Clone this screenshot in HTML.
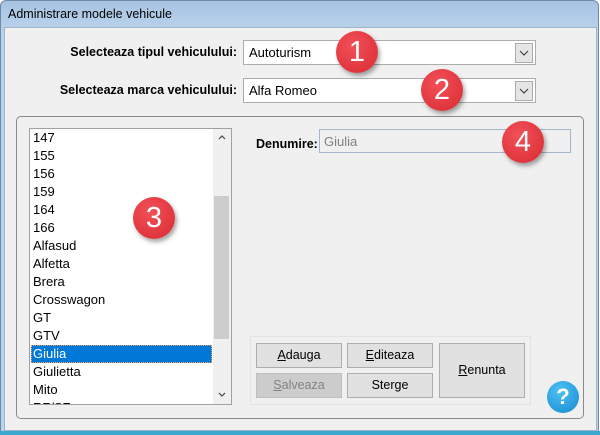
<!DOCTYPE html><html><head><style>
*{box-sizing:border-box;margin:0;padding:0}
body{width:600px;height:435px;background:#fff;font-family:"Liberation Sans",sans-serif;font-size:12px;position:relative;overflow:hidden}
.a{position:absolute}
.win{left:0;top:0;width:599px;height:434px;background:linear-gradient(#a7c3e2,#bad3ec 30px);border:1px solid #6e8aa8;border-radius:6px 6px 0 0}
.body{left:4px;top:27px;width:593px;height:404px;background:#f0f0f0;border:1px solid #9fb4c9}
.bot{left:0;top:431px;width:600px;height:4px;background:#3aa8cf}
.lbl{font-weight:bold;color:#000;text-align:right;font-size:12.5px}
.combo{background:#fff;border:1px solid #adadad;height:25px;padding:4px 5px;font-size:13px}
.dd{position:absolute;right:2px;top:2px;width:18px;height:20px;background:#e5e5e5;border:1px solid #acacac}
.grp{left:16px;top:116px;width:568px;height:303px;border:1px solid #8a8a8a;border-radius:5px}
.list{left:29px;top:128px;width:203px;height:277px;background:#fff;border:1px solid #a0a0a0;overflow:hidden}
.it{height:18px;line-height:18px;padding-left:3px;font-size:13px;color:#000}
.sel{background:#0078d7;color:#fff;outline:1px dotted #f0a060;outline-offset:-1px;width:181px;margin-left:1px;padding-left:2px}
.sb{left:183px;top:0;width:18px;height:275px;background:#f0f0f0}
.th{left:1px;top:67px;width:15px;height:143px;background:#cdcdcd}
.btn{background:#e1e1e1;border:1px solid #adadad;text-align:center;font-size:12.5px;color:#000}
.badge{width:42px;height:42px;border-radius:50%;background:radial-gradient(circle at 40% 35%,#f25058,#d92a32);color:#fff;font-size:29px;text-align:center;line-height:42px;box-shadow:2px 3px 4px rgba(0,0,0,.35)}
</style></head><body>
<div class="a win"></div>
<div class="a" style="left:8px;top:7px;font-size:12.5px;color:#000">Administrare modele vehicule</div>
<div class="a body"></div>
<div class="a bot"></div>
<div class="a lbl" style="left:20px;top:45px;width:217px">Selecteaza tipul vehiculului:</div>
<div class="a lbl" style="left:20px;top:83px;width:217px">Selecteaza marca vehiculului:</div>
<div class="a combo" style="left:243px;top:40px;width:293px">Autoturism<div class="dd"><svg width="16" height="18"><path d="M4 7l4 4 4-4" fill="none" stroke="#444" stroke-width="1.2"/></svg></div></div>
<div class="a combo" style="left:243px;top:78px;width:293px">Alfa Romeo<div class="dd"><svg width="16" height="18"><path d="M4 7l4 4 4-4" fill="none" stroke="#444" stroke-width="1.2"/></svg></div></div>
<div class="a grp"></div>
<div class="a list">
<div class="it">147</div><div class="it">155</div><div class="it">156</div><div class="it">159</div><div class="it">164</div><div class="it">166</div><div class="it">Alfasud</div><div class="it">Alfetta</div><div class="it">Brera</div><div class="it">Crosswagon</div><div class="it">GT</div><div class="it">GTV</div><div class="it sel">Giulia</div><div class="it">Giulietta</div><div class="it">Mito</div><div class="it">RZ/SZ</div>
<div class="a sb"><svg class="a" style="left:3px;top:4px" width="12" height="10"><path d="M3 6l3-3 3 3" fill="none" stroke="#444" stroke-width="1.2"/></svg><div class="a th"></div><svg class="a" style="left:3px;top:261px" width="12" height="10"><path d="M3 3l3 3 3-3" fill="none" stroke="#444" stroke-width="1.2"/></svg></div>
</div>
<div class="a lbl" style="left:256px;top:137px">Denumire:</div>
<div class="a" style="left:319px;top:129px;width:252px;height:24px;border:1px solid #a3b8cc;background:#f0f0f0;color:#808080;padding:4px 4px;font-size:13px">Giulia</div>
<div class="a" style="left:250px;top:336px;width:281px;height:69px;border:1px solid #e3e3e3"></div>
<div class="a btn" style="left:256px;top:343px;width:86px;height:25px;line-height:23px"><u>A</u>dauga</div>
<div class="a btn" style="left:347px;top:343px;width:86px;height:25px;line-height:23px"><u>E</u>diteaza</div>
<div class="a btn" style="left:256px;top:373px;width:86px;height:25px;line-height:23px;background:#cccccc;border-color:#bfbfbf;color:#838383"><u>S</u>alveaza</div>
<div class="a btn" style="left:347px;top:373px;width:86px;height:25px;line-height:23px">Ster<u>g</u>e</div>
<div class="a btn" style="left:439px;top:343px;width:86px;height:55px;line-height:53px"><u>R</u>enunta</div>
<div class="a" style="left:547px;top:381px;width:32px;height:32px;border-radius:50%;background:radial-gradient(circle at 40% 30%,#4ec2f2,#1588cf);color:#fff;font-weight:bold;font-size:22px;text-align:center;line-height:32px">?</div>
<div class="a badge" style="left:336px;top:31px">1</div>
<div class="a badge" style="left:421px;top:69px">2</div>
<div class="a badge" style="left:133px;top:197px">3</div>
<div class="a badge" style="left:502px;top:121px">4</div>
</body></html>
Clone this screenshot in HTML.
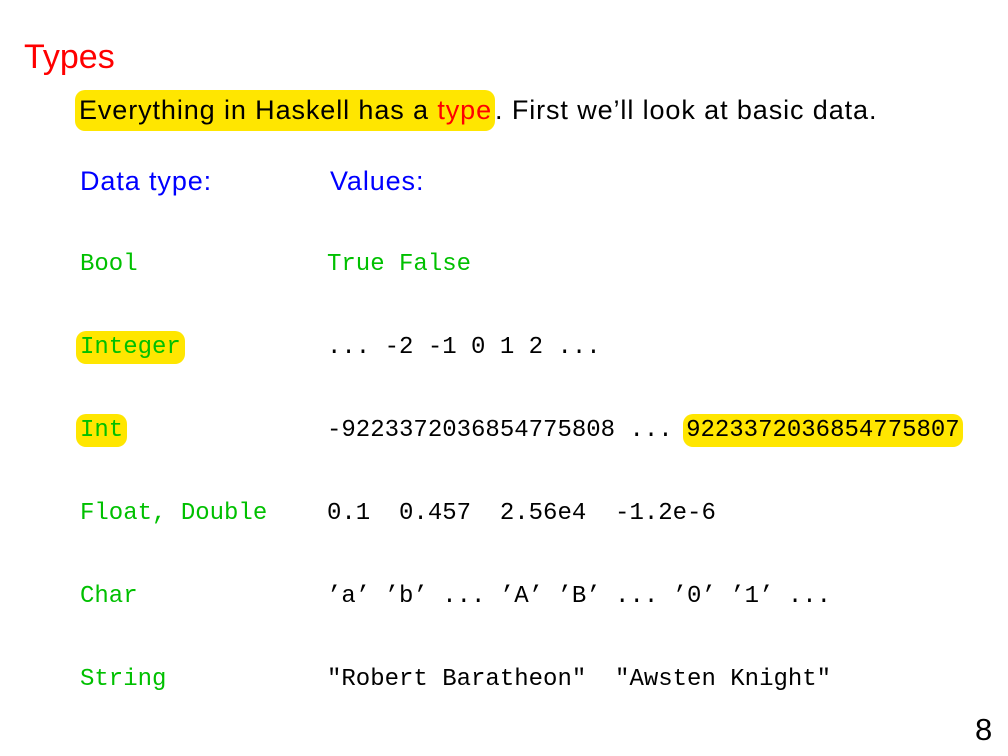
· · · · ·
REQUIRED WORK = Print the whole listing above once more, word for word, without its pictures.

RESULT FOR THIS EXERCISE =
Clone this screenshot in HTML.
<!DOCTYPE html><html><head><style>
*{box-sizing:border-box;margin:0;padding:0}
body{width:600px;height:435px;background:#fff;font-family:"Liberation Sans",sans-serif;font-size:12px;position:relative;overflow:hidden}
.a{position:absolute}
.win{left:0;top:0;width:599px;height:434px;background:linear-gradient(#a7c3e2,#bad3ec 30px);border:1px solid #6e8aa8;border-radius:6px 6px 0 0}
.body{left:4px;top:27px;width:593px;height:404px;background:#f0f0f0;border:1px solid #9fb4c9}
.bot{left:0;top:431px;width:600px;height:4px;background:#3aa8cf}
.lbl{font-weight:bold;color:#000;text-align:right;font-size:12.5px}
.combo{background:#fff;border:1px solid #adadad;height:25px;padding:4px 5px;font-size:13px}
.dd{position:absolute;right:2px;top:2px;width:18px;height:20px;background:#e5e5e5;border:1px solid #acacac}
.grp{left:16px;top:116px;width:568px;height:303px;border:1px solid #8a8a8a;border-radius:5px}
.list{left:29px;top:128px;width:203px;height:277px;background:#fff;border:1px solid #a0a0a0;overflow:hidden}
.it{height:18px;line-height:18px;padding-left:3px;font-size:13px;color:#000}
.sel{background:#0078d7;color:#fff;outline:1px dotted #f0a060;outline-offset:-1px;width:181px;margin-left:1px;padding-left:2px}
.sb{left:183px;top:0;width:18px;height:275px;background:#f0f0f0}
.th{left:1px;top:67px;width:15px;height:143px;background:#cdcdcd}
.btn{background:#e1e1e1;border:1px solid #adadad;text-align:center;font-size:12.5px;color:#000}
.badge{width:42px;height:42px;border-radius:50%;background:radial-gradient(circle at 40% 35%,#f25058,#d92a32);color:#fff;font-size:29px;text-align:center;line-height:42px;box-shadow:2px 3px 4px rgba(0,0,0,.35)}
</style></head><body>
<div class="a win"></div>
<div class="a" style="left:8px;top:7px;font-size:12.5px;color:#000">Administrare modele vehicule</div>
<div class="a body"></div>
<div class="a bot"></div>
<div class="a lbl" style="left:20px;top:45px;width:217px">Selecteaza tipul vehiculului:</div>
<div class="a lbl" style="left:20px;top:83px;width:217px">Selecteaza marca vehiculului:</div>
<div class="a combo" style="left:243px;top:40px;width:293px">Autoturism<div class="dd"><svg width="16" height="18"><path d="M4 7l4 4 4-4" fill="none" stroke="#444" stroke-width="1.2"/></svg></div></div>
<div class="a combo" style="left:243px;top:78px;width:293px">Alfa Romeo<div class="dd"><svg width="16" height="18"><path d="M4 7l4 4 4-4" fill="none" stroke="#444" stroke-width="1.2"/></svg></div></div>
<div class="a grp"></div>
<div class="a list">
<div class="it">147</div><div class="it">155</div><div class="it">156</div><div class="it">159</div><div class="it">164</div><div class="it">166</div><div class="it">Alfasud</div><div class="it">Alfetta</div><div class="it">Brera</div><div class="it">Crosswagon</div><div class="it">GT</div><div class="it">GTV</div><div class="it sel">Giulia</div><div class="it">Giulietta</div><div class="it">Mito</div><div class="it">RZ/SZ</div>
<div class="a sb"><svg class="a" style="left:3px;top:4px" width="12" height="10"><path d="M3 6l3-3 3 3" fill="none" stroke="#444" stroke-width="1.2"/></svg><div class="a th"></div><svg class="a" style="left:3px;top:261px" width="12" height="10"><path d="M3 3l3 3 3-3" fill="none" stroke="#444" stroke-width="1.2"/></svg></div>
</div>
<div class="a lbl" style="left:256px;top:137px">Denumire:</div>
<div class="a" style="left:319px;top:129px;width:252px;height:24px;border:1px solid #a3b8cc;background:#f0f0f0;color:#808080;padding:4px 4px;font-size:13px">Giulia</div>
<div class="a" style="left:250px;top:336px;width:281px;height:69px;border:1px solid #e3e3e3"></div>
<div class="a btn" style="left:256px;top:343px;width:86px;height:25px;line-height:23px"><u>A</u>dauga</div>
<div class="a btn" style="left:347px;top:343px;width:86px;height:25px;line-height:23px"><u>E</u>diteaza</div>
<div class="a btn" style="left:256px;top:373px;width:86px;height:25px;line-height:23px;background:#cccccc;border-color:#bfbfbf;color:#838383"><u>S</u>alveaza</div>
<div class="a btn" style="left:347px;top:373px;width:86px;height:25px;line-height:23px">Ster<u>g</u>e</div>
<div class="a btn" style="left:439px;top:343px;width:86px;height:55px;line-height:53px"><u>R</u>enunta</div>
<div class="a" style="left:547px;top:381px;width:32px;height:32px;border-radius:50%;background:radial-gradient(circle at 40% 30%,#4ec2f2,#1588cf);color:#fff;font-weight:bold;font-size:22px;text-align:center;line-height:32px">?</div>
<div class="a badge" style="left:336px;top:31px">1</div>
<div class="a badge" style="left:421px;top:69px">2</div>
<div class="a badge" style="left:133px;top:197px">3</div>
<div class="a badge" style="left:502px;top:121px">4</div>
</body></html>
Clone this screenshot in HTML.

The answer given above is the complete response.